_DATASET ROWS_
## begin
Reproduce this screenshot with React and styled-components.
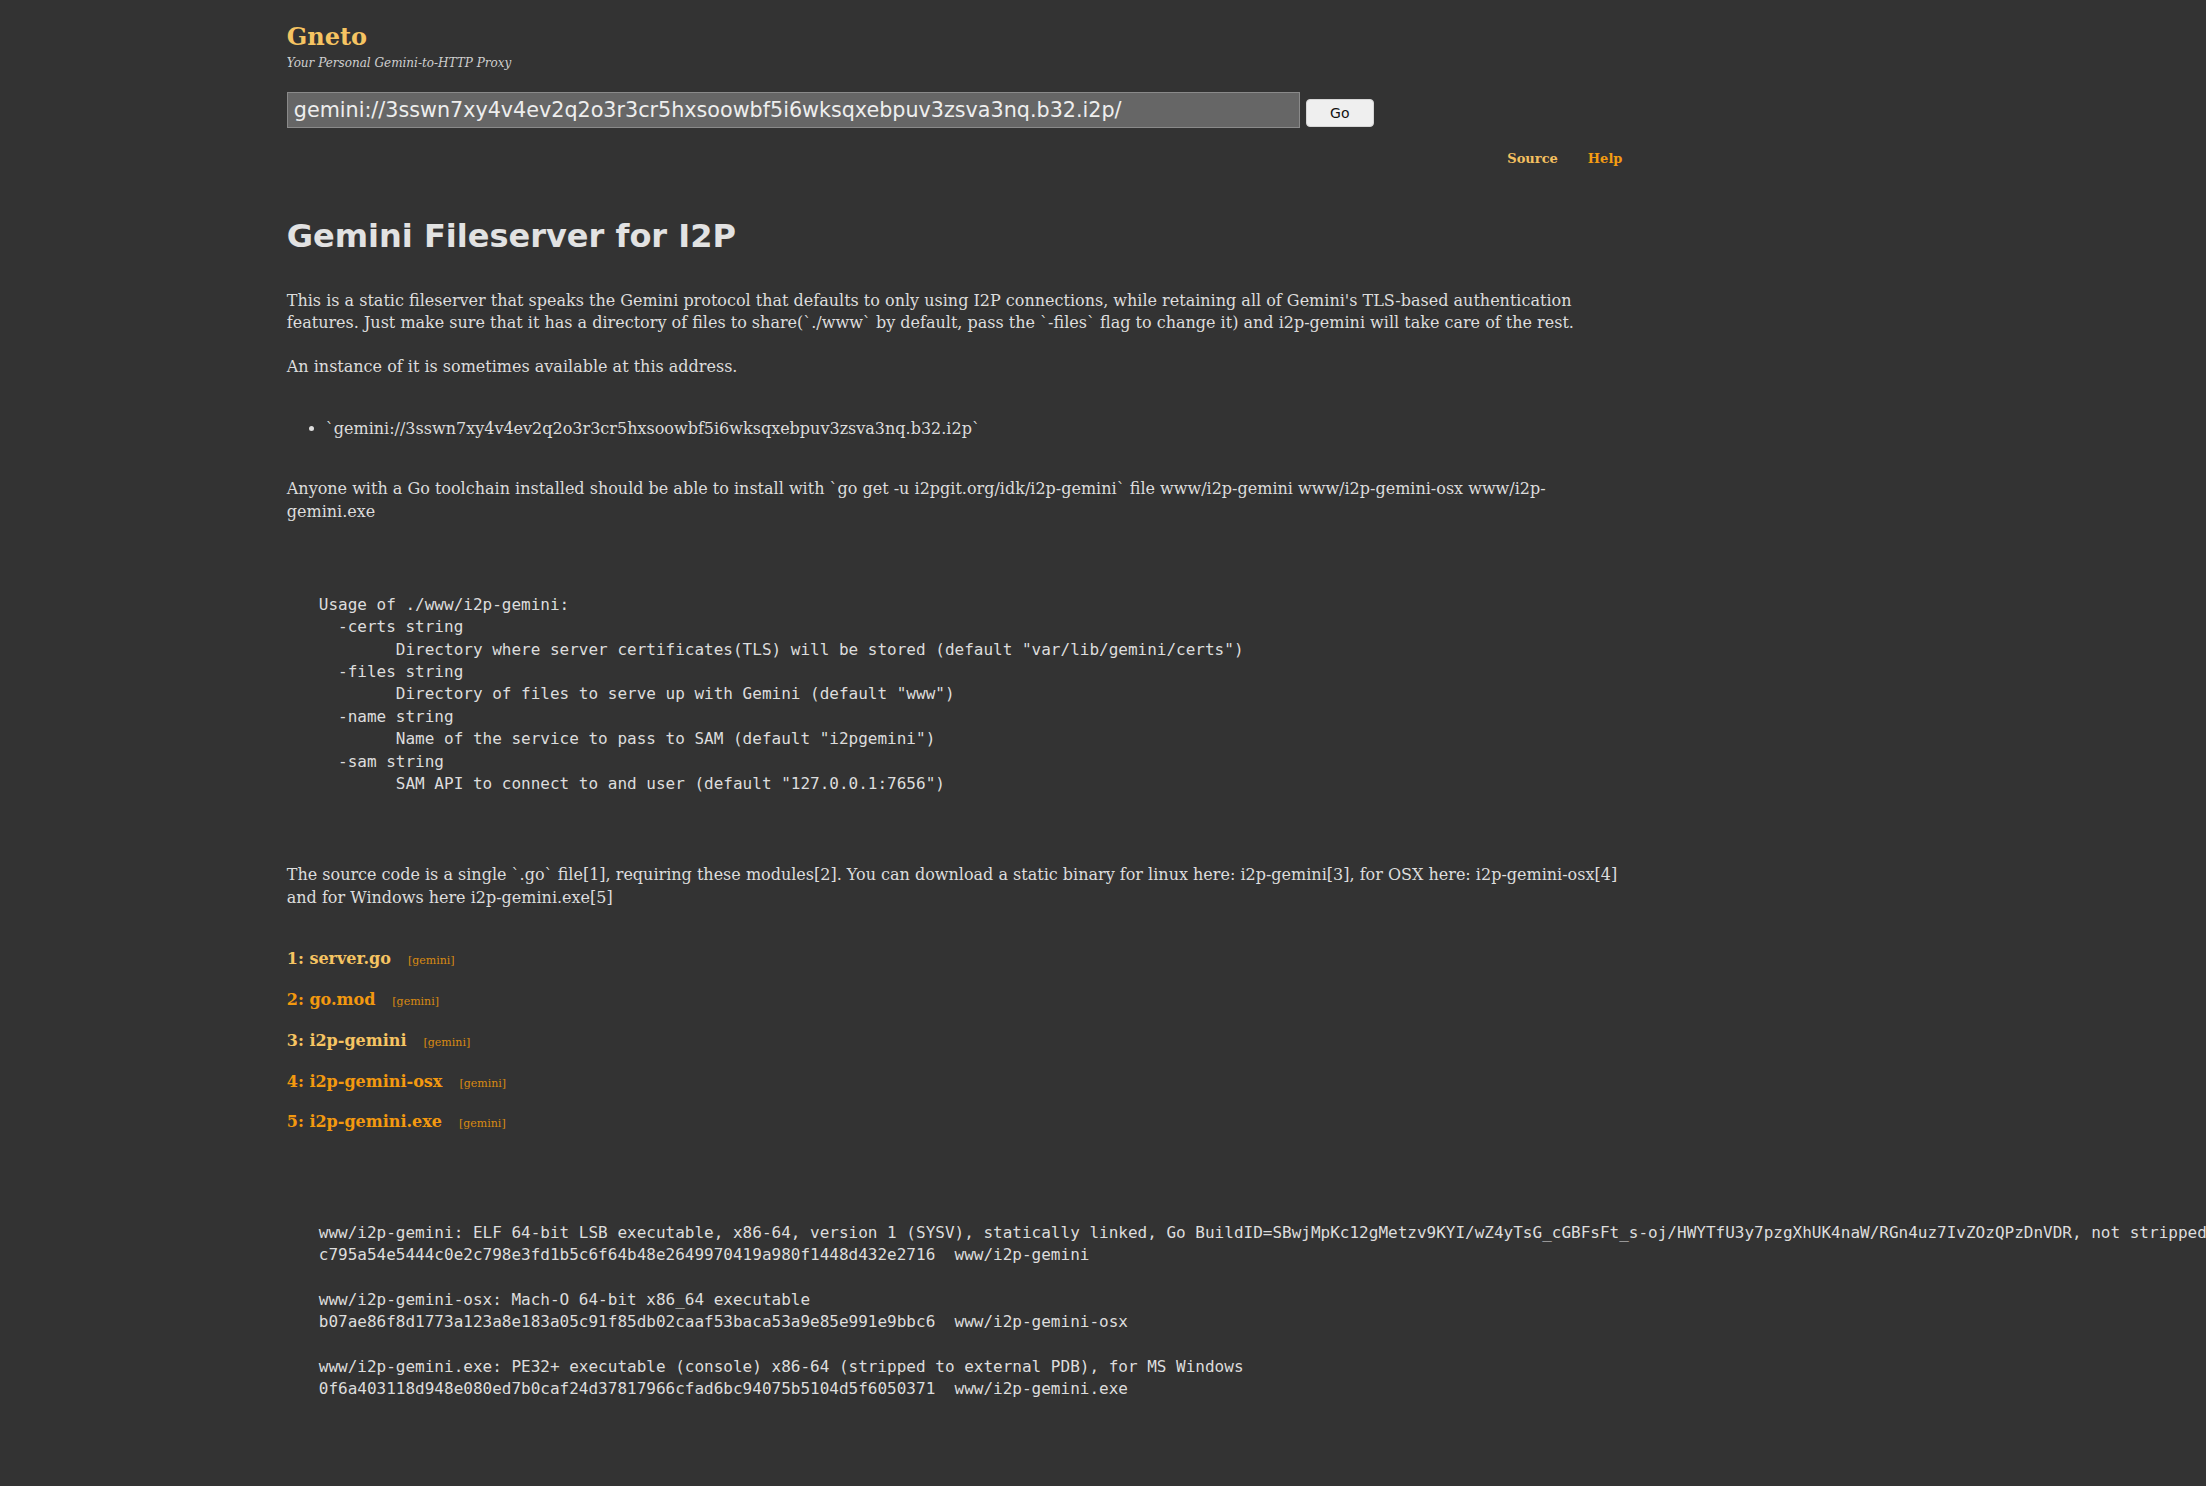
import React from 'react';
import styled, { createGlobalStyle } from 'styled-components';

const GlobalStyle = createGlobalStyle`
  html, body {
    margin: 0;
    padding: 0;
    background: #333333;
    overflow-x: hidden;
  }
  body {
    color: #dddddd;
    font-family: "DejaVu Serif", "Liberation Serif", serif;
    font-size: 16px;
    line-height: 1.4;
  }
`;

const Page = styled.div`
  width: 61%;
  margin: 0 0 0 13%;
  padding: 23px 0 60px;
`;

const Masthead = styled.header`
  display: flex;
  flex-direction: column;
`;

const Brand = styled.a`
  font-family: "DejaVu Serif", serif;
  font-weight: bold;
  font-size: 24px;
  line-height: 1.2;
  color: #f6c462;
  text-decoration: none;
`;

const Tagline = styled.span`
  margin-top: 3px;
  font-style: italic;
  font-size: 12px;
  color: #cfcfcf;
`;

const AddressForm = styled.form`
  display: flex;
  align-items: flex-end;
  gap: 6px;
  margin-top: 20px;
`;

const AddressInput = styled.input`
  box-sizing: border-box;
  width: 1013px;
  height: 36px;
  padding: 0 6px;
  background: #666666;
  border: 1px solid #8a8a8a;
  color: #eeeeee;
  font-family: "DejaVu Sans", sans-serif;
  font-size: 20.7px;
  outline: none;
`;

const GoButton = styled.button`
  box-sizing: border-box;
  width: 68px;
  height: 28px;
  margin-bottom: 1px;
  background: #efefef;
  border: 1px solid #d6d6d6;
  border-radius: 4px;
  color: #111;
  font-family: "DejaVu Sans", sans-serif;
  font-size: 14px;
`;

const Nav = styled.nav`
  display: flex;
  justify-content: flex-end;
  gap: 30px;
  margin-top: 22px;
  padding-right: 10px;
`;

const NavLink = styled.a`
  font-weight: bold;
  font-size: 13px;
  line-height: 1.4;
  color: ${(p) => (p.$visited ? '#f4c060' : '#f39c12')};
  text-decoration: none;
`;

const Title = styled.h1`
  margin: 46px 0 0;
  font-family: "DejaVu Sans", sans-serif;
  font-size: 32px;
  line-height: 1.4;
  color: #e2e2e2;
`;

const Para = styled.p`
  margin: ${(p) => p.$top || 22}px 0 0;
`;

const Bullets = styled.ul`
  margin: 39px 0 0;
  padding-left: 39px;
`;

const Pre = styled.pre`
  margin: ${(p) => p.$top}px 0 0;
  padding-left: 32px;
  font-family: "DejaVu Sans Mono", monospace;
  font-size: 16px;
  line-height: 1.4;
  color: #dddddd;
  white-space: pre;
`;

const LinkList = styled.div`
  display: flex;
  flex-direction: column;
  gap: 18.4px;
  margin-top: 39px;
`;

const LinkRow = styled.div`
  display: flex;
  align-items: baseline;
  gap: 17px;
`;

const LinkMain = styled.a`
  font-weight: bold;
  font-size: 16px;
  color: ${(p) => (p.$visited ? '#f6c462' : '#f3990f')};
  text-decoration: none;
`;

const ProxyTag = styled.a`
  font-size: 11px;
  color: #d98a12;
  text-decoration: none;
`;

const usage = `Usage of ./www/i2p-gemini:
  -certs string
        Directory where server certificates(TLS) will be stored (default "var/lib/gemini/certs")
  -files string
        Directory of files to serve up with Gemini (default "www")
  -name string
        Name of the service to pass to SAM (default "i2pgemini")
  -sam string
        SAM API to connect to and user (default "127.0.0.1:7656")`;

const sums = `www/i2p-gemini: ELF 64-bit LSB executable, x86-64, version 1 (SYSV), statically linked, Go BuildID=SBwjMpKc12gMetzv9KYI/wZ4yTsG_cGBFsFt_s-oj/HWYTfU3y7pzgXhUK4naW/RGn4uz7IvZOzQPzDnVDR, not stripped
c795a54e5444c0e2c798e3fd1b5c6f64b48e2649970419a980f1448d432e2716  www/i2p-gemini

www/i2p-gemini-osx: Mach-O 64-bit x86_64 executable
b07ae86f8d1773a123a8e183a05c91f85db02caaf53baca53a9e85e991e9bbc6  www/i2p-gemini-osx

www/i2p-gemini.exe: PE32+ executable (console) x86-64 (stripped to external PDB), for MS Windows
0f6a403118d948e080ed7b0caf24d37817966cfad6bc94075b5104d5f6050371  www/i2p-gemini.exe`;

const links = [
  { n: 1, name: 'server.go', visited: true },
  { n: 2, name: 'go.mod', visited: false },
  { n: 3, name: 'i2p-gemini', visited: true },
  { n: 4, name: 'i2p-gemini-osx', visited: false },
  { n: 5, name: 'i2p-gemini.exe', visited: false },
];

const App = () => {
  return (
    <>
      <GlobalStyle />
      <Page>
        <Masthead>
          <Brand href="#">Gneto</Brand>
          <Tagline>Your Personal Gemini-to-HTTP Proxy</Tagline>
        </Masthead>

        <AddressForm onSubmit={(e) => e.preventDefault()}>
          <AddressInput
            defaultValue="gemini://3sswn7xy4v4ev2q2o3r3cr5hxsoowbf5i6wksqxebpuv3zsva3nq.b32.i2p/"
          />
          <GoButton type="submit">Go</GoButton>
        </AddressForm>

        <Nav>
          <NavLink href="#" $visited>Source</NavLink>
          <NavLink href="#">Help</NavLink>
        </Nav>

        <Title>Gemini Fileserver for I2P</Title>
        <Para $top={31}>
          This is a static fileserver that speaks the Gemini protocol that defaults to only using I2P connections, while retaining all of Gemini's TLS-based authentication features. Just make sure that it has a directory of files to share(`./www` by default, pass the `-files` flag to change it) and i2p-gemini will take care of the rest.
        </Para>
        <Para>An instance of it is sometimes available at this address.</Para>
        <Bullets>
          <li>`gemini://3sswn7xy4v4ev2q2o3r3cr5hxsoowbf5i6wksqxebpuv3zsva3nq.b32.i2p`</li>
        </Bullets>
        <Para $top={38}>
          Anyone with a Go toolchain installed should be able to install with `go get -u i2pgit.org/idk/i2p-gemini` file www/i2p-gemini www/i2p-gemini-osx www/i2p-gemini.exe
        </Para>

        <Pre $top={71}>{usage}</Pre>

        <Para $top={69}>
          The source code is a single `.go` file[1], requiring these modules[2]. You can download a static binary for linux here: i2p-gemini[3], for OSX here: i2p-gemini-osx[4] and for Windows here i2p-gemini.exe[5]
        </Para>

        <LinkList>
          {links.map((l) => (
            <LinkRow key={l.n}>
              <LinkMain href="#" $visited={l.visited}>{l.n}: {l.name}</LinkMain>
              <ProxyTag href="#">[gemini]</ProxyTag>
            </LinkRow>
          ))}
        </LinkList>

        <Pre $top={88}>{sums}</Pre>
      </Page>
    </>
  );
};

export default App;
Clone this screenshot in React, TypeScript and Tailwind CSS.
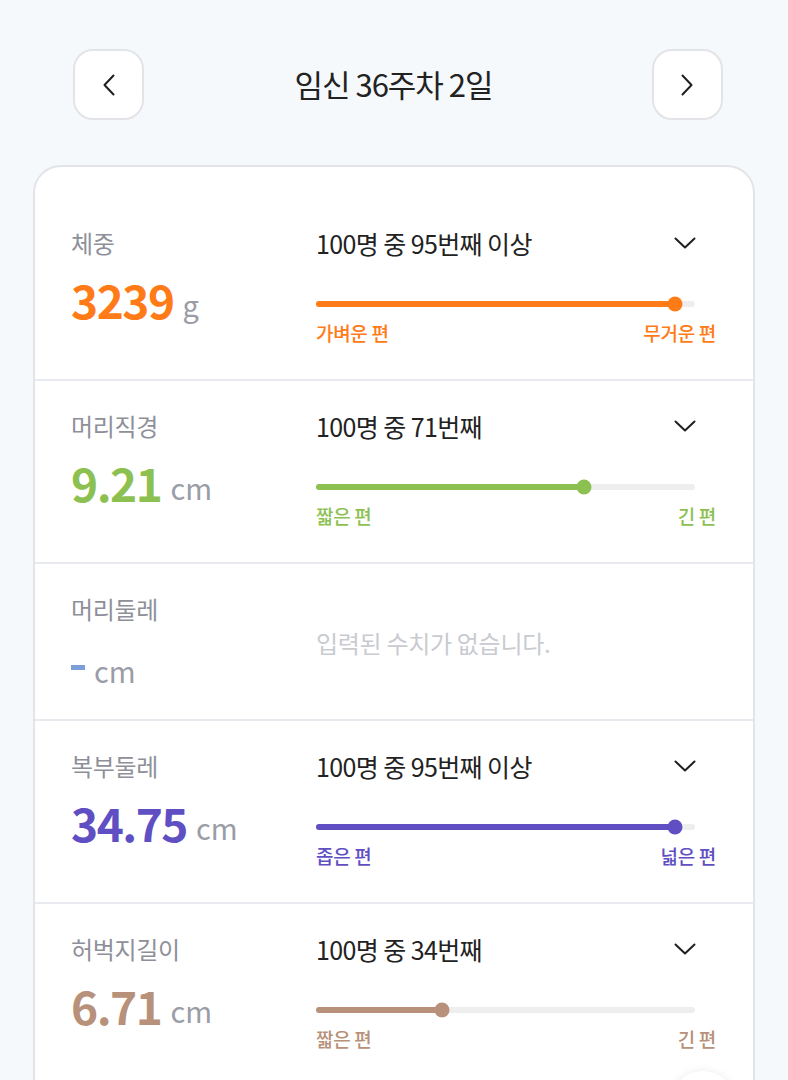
## end
_DIRECTION_
From the data, list each line in which the string "React" appears.

_SOLUTION_
Reproduce this screenshot with React and styled-components.
import React from 'react';
Clone this screenshot in React, TypeScript and Tailwind CSS.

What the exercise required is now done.